Article by Craig Dougherty
It’s hard to imagine any deer behavior generating more interest among hunters than the whitetail rut. It is also hard to come up with any behavior more capable of influencing prospects for hunting success and yet be so widely misunderstood. While our understanding of the rut is evolving annually, most hunters continue to think of it as being punctual, universal, and easily defined. Recent study indicates that it is none of those.
Photo of deer courtesy of Bass Pro Shops. |
For decades, writers and whitetail experts have advanced the notion of rut stages. According to most so-called gurus, the rut progresses through a set of behavioral phases or stages, which unfold in a more or less orderly fashion among an entire region’s deer herd. These stages are typically labeled with one-word descriptors with models having up to six phases. To listen to some accounts, at any given time on any given day, all the bucks in an area will be chasing does or rubbing trees or breeding or exhibiting some other predictable behavior associated with the rut. That is not what’s happening in the woods.

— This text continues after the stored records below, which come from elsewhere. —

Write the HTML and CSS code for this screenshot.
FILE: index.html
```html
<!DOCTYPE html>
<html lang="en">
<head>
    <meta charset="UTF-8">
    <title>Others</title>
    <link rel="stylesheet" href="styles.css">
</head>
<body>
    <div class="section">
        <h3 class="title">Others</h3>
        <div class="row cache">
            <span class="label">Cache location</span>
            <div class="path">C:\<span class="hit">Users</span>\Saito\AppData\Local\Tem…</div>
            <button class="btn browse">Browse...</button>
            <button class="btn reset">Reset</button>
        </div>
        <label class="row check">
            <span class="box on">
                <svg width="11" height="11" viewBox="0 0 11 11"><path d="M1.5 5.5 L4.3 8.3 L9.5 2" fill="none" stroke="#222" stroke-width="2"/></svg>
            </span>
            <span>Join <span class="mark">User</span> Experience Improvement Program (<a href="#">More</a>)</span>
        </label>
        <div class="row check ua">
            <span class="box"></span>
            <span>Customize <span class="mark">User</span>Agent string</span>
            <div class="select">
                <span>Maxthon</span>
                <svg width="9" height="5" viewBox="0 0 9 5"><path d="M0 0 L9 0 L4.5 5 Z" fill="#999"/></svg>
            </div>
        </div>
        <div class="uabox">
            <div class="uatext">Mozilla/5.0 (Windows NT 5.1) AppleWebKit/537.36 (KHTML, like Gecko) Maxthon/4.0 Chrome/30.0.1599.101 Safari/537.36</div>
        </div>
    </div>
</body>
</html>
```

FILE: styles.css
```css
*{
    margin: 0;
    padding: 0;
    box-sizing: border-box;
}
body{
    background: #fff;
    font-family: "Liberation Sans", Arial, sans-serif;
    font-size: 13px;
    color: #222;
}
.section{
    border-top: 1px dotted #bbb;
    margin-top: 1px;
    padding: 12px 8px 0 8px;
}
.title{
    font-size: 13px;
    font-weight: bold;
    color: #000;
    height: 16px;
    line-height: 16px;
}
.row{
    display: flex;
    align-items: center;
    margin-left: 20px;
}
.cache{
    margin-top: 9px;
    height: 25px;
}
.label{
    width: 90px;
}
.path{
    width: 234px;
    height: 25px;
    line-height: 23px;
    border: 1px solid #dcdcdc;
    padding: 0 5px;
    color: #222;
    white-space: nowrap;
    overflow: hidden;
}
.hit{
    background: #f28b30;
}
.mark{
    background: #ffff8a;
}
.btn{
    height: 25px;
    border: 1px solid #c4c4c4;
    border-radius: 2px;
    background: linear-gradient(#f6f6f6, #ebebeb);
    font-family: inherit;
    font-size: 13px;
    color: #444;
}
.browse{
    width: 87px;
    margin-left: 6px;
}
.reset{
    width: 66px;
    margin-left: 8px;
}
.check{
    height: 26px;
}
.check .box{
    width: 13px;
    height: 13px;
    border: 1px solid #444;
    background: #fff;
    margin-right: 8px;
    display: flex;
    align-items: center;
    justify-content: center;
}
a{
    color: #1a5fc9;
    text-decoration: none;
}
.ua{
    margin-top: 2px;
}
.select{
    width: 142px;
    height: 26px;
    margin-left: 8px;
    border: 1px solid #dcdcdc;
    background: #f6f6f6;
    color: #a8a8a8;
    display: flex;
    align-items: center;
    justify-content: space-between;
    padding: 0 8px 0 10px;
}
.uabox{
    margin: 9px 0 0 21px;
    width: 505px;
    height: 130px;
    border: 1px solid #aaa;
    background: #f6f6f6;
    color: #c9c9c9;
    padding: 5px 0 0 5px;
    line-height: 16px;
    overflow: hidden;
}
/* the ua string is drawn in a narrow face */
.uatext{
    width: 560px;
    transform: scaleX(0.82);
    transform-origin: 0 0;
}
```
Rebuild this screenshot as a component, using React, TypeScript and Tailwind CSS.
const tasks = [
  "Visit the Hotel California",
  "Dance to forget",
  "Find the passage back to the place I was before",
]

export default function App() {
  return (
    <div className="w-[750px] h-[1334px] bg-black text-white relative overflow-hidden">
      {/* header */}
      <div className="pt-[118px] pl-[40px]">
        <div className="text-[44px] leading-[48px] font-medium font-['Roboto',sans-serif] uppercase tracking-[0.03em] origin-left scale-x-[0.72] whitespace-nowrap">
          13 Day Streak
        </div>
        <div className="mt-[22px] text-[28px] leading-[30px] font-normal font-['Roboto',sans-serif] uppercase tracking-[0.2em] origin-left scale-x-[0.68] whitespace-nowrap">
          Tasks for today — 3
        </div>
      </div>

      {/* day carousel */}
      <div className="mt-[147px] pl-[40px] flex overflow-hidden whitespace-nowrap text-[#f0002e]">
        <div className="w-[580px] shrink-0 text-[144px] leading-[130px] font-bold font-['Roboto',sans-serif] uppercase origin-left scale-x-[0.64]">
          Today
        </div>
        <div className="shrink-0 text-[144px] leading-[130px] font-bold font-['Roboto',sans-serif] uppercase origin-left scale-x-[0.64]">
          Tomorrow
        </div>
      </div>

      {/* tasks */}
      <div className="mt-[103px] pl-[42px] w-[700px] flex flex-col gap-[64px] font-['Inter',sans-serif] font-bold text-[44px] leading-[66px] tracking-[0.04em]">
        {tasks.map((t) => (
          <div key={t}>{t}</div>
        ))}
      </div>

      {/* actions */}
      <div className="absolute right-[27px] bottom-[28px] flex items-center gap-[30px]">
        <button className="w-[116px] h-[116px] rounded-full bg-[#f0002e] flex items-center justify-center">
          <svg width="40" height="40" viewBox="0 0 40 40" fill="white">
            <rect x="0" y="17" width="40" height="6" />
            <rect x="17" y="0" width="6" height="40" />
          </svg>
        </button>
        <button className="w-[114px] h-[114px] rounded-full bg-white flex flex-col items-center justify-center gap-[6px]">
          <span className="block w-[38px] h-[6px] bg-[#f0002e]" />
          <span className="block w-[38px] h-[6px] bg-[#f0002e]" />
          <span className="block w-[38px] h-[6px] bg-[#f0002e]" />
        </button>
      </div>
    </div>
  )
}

For the past five years or so, my son Neil and I have been circulating a rut-tracking report, which goes out to thousands of serious deer hunters. As a result, we receive hundreds of reports each week of the season (September through December) representing thousands of data points. We are also in the woods every day (Neil as a practicing wildlife consultant and me as a hermit-hunter living on a mountain). We hunt whitetails almost every day of our season and we have access to an amazing deer-hunting laboratory (see “The Whitetail Lab”), which allows us to observe upwards of 600 acres of prime deer habitat, and usually a dozen or so different deer, at any given time. And what we’ve learned is that the rut is anything but orderly.
The Hunter’s Peak
Ask most hunters to define the peak of the rut, and they will say something about when does are being bred. Drill down a little deeper and they will regale you with tales about bucks marching by treestands every hour on the hour, a dozen buck sightings in a single day, increases in mature buck sightings, and roaming gangs of bucks chasing frantic does. Problem is, while most hunters associate the peak of the rut with breeding, the behaviors they are actually describing are more associated with pre-breeding. Rarely, for example, do they mention anything about seeing bucks breeding or even tending does (being highly attentive, licking flanks, partial mounting, bedding with, etc.). Their working definition of the peak of the rut is all about action and seeing bucks. For all intents and purposes, it should be referred to as the “hunter’s peak.”
The Biological Peak of the Rut
Now, mention peak of the rut to a biologist or anyone else who keeps track of breeding dates, and you’ll learn that the true peak occurs when actual physical breeding is taking place or on those days when the most fawns are conceived. This biological peak of the rut is not necessarily a period of high activity in the woods (that comes earlier). Our review of between 80,000 and 100,000 photos each year confirms it. Buck sightings and photo counts are quite low during the breeding period, or the biological peak of the rut.
Are we splitting linguistic hairs over the rut? I don’t think so. Getting the rut right is the single most important thing a whitetail hunter can do to improve his chances of success. Understanding the difference between the hunter’s peak and the biological peak can mean the difference between the best week of hunting you’ve ever had and just another week in the woods.